**Directions:**
Copy out every line containing the word "with".

**Records for this exercise:**

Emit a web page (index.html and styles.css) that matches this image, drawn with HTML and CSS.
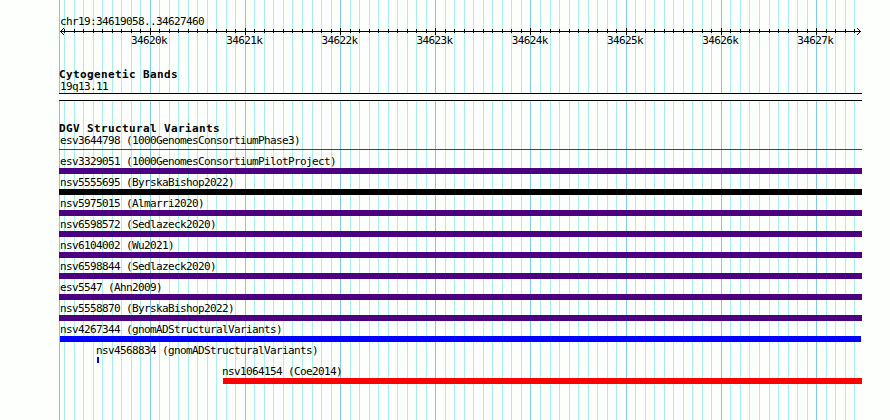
* * *
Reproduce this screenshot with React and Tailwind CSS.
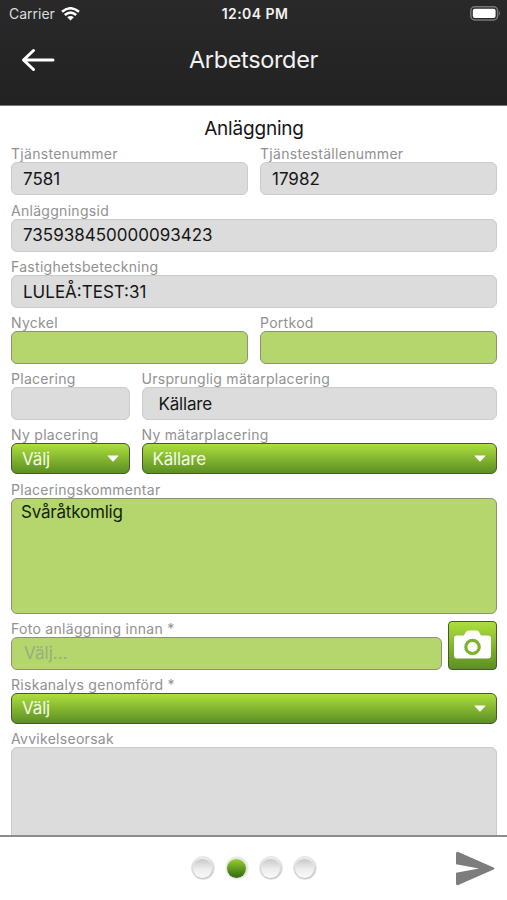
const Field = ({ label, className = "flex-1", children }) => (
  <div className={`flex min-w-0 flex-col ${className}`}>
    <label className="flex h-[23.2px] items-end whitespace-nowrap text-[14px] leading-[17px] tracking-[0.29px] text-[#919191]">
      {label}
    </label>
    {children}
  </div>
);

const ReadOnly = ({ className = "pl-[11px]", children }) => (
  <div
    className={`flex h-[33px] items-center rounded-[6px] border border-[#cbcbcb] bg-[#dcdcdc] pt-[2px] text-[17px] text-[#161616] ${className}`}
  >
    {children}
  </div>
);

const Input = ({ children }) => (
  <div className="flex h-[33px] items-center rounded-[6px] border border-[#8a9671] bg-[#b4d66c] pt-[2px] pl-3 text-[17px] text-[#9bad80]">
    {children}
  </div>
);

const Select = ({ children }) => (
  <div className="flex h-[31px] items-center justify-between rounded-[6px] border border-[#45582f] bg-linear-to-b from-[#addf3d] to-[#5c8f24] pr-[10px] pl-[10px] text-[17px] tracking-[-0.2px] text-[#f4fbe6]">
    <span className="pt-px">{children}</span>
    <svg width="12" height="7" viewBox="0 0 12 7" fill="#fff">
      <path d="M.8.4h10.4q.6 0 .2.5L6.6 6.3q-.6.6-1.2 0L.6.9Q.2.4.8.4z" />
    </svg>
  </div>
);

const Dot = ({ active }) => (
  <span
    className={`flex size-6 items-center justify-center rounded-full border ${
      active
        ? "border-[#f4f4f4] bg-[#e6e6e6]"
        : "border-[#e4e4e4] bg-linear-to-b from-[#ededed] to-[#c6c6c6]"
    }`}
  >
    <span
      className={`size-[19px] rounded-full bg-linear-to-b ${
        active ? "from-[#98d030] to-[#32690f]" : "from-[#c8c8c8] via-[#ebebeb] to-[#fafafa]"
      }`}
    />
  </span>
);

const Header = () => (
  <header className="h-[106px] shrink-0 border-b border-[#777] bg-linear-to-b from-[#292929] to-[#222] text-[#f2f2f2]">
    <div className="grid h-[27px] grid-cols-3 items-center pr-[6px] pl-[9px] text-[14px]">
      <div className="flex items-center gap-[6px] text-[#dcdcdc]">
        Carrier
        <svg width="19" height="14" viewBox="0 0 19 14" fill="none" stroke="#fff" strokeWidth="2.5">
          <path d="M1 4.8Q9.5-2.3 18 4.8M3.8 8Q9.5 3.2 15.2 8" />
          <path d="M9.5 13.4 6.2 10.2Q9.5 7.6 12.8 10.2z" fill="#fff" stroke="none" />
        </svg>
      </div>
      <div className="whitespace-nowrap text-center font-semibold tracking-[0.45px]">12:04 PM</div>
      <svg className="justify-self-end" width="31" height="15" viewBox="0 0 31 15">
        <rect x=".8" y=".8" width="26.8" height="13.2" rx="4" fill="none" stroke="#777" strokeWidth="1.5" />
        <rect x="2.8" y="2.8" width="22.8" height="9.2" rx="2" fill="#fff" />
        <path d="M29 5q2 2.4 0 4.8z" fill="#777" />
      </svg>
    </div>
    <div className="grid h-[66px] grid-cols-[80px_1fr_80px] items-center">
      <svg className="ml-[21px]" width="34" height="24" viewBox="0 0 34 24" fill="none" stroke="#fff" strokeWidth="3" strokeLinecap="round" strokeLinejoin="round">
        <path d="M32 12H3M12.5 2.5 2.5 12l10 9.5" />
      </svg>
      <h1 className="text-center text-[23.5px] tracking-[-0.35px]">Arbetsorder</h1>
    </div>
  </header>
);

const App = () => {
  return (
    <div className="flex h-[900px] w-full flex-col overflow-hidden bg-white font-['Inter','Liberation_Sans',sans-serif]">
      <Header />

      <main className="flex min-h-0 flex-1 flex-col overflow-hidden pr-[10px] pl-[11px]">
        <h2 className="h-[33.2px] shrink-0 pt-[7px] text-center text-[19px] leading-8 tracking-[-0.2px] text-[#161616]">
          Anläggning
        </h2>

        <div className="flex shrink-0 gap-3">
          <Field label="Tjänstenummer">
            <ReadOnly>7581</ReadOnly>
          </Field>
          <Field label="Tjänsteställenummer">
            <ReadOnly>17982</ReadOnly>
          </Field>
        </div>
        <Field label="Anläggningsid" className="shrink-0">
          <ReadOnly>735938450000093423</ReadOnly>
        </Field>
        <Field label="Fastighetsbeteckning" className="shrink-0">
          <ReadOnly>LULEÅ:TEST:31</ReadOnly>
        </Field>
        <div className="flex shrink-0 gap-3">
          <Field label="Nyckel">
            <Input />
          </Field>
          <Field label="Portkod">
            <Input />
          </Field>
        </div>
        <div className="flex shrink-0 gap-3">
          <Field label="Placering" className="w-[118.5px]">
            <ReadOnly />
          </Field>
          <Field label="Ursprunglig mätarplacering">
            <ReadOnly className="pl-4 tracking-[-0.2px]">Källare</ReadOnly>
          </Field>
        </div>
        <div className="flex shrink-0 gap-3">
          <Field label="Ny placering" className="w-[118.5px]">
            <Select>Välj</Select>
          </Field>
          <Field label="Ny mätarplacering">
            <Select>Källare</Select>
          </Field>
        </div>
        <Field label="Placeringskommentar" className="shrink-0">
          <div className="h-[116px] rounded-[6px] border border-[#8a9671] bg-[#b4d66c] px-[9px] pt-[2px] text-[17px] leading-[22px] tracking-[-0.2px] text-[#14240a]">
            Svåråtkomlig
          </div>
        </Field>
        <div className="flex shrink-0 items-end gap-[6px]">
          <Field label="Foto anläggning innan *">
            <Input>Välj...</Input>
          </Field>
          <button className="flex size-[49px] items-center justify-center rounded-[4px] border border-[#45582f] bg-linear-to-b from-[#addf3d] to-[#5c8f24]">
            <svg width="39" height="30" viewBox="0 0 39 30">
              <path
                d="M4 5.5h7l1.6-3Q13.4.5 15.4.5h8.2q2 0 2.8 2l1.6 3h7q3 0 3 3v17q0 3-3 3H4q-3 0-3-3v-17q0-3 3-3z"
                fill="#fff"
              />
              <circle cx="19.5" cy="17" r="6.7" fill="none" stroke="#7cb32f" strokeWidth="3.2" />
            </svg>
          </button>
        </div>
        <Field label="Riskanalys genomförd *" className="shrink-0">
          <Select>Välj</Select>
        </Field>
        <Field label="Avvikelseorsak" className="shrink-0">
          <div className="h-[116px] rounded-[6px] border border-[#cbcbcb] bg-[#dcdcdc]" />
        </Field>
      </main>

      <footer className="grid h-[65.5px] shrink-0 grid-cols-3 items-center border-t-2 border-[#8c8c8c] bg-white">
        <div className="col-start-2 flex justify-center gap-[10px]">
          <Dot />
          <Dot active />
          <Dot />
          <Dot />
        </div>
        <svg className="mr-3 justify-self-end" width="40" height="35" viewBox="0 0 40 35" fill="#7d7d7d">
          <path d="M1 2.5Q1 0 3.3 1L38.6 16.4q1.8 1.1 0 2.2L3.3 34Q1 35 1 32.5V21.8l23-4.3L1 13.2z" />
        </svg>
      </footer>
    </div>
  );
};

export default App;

**Result of this exercise:**
Emit a web page (index.html and styles.css) that matches this image, drawn with HTML and CSS.
Reproduce this screenshot with React and Tailwind CSS.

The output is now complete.